だが、その前に現れたのは因縁の戦女神・アテナ。魔王と女神の奇妙な冒険がいま始まる!?(7&YHPより抜粋。)
・感想
第4巻は再び現在に時間を戻し、第3巻のラスト、夏休みの予定をエリカに握られ潰されることを嫌った護堂がサルデーニャ島に逃げてきたがやはり捕まってしまった―――というところから大体続きます。エリカにはやたらと2人きりになるように仕向けられ、それを回避していても祐理には小言を言われ、さらに普段もルクレチアやアンナといった面々も含めた女性ばかり4人に囲まれて護堂はすっかり疲労困憊してしまう。そこで護堂はエリカたちの元からの脱出を図るが、脱出しようとした矢先に出会ったのはかつて戦った『まつろわぬ神』として地上を徘徊していた女神アテナ。アテナは自分とは違う『まつろわぬ神』の到来を予感しており、自分を一度は退けた護堂を修行と称して戦いの場に連れ出すために拉致する。アテナに連れられてイタリアはナポリを訪れる事になる。時同じくして、リリアナはイタリアが誇る神殺しの騎士、サルバトーレ・ドニの復帰を聞き、彼にナポリの地に出現した神具「ヘライオン」に関する処遇としてアドバイスを得ようとするが、ドニはヘライオンを破壊してしまう。それをきっかけにアテナの予感が的中し、新たな「まつろわぬ神」ペルセウスが光臨。アテナの命令と、ペルセウスを放置できない護堂はリリアナの協力を得てペルセウスと戦うことになるが、その結末は―――?と、いうところ。
今巻はエリカや祐理といったこれまで活躍してきたヒロイン勢はお休みムード。その代わりに再登場したリリアナが、護堂へのサポートに「まつろわぬ神」とのバトルにラブコメ&お色気担当にと、大活躍です。今巻ではこれまでエリカがしていた護堂のサポートをリリアナが代わり、さらに祐理の立場―――巫女としての活躍の場もリリアナがしてと、彼女のスペックの高さが証明される話でもありましたね。エリカと祐理がしていた行為を、リリアナは実質1人で為しているわけで。「騎士にして魔術師にして巫女」というエリカと祐理を足して割ったような設定は伊達ではありませんでした。さらに護堂と絡むところではエリカ並にエろス…!巫女という点で神との親和性でエリカを上回り、騎士という点で戦闘力という点で祐理を上回る。魔術師としては神に対抗する事も出来る切り札を有してやはりエリカの『ゴルゴダの言霊』や祐理の『霊視』と同位レベル、加えて料理上手で家事全般も平均レベル………さらに騎士として護堂に忠誠を捧げた。なのに内心では運命的な恋に憧れる乙女でもある………。もはや彼女は『パーフェクトナイト』とでも称号を得ても良いのではないでしょうか。弱点という弱点が見当たりません。強いて言えばその万能さから突出した魅せ所が無いというくらいですか。

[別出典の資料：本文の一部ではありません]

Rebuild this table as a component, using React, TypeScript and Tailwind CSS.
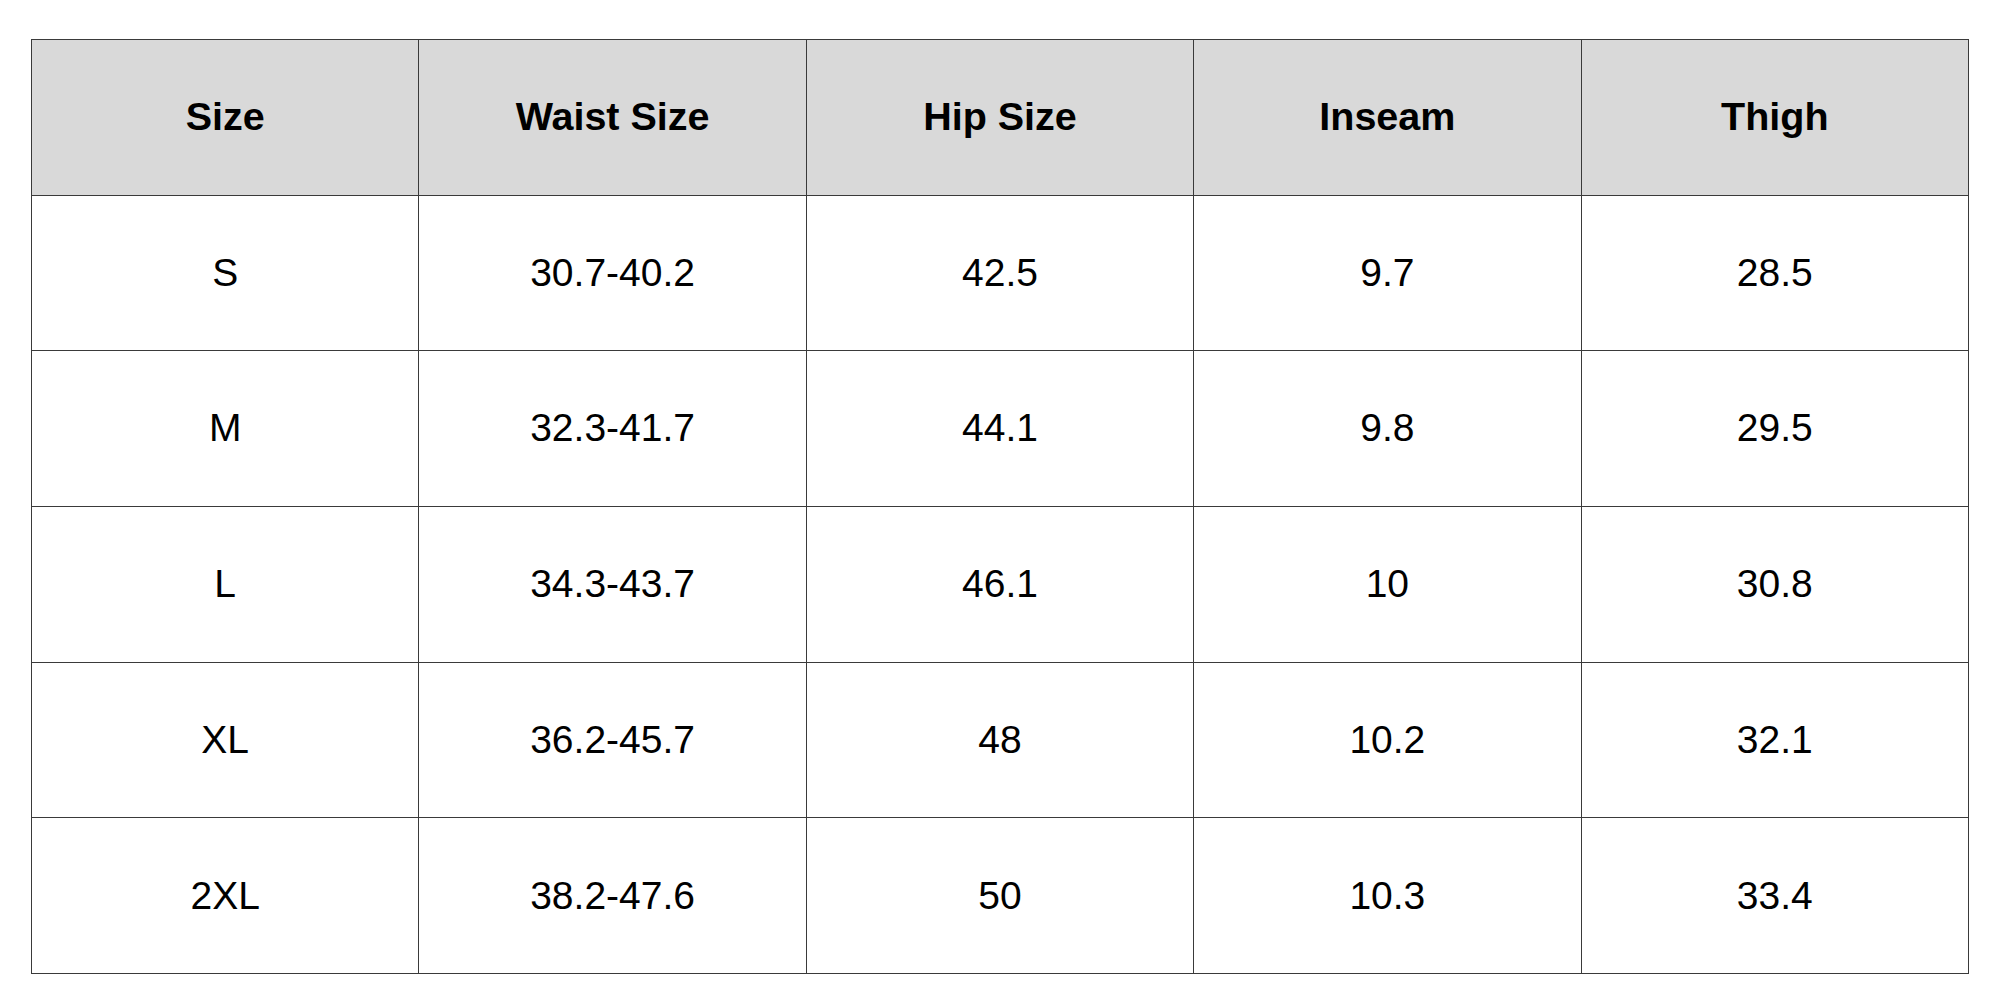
const headers = ["Size", "Waist Size", "Hip Size", "Inseam", "Thigh"];

const rows = [
  ["S", "30.7-40.2", "42.5", "9.7", "28.5"],
  ["M", "32.3-41.7", "44.1", "9.8", "29.5"],
  ["L", "34.3-43.7", "46.1", "10", "30.8"],
  ["XL", "36.2-45.7", "48", "10.2", "32.1"],
  ["2XL", "38.2-47.6", "50", "10.3", "33.4"],
];

export default function App() {
  return (
    <div className="min-h-screen bg-white pt-[39px] pl-[31px] font-['Liberation_Sans',Arial,sans-serif] text-black">
      <table className="w-[1938px] table-fixed border-collapse">
        <thead>
          <tr className="h-[155.7px] bg-[#d9d9d9]">
            {headers.map((h) => (
              <th key={h} className="border border-[#3a3a3a] pb-[2px] text-center align-middle text-[39.5px] font-bold">
                {h}
              </th>
            ))}
          </tr>
        </thead>
        <tbody>
          {rows.map((row) => (
            <tr key={row[0]} className="h-[155.7px]">
              {row.map((cell, i) => (
                <td key={i} className="border border-[#3a3a3a] text-center align-middle text-[39px]">
                  {cell}
                </td>
              ))}
            </tr>
          ))}
        </tbody>
      </table>
    </div>
  );
}
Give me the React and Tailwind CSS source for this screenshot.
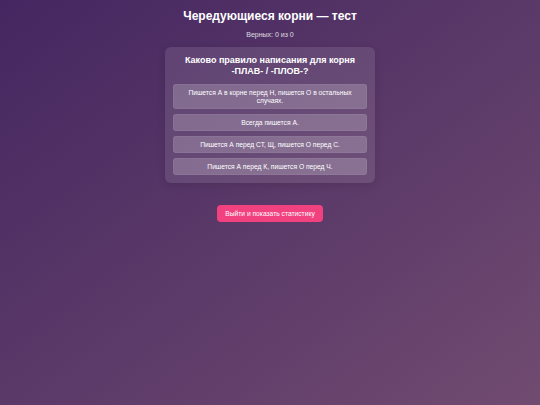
import React from 'react';

const options = [
  'Пишется А в корне перед Н, пишется О в остальных случаях.',
  'Всегда пишется А.',
  'Пишется А перед СТ, Щ, пишется О перед С.',
  'Пишется А перед К, пишется О перед Ч.',
];

export default function App() {
  return (
    <div className="min-h-[405px] w-full bg-gradient-to-br from-[#452660] to-[#714b70] font-['Liberation_Sans',Arial,sans-serif] text-white">
      <div className="flex flex-col items-center pt-[8px]">
        <h1 className="text-[12px] font-bold leading-[16px]">Чередующиеся корни — тест</h1>
        <p className="mt-[6px] text-[7px] leading-[9px] text-white/80">Верных: 0 из 0</p>

        <div className="mt-[8px] w-[210px] rounded-[6px] bg-white/10 px-[8px] pt-[8px] pb-[8px] shadow-[0_2px_8px_rgba(0,0,0,0.12)]">
          <h2 className="px-[6px] text-center text-[9px] font-bold leading-[11px]">
            Каково правило написания для корня -ПЛАВ- / -ПЛОВ-?
          </h2>
          <div className="mt-[7px] flex flex-col gap-[5px]">
            {options.map((o) => (
              <button
                key={o}
                className="w-full rounded-[3px] border border-white/5 bg-white/20 px-[10px] py-[3.5px] text-center text-[6.7px] leading-[8px] text-white"
              >
                {o}
              </button>
            ))}
          </div>
        </div>

        <button className="mt-[22px] rounded-[4px] bg-[#f2417f] px-[8px] py-[4px] text-[6.7px] leading-[9px] text-white">
          Выйти и показать статистику
        </button>
      </div>
    </div>
  );
}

今回の敵であるペルセウスは、ある理由によりウルスラグナの権能に対して絶対的な優位性を持っています。その優位性を護堂がどうやって破るのか、という所や彼の来歴を知るに連れて優位性も納得でき、ペルセウスという存在とウルスラグナという存在の意外な共通点が見えて面白かったですね。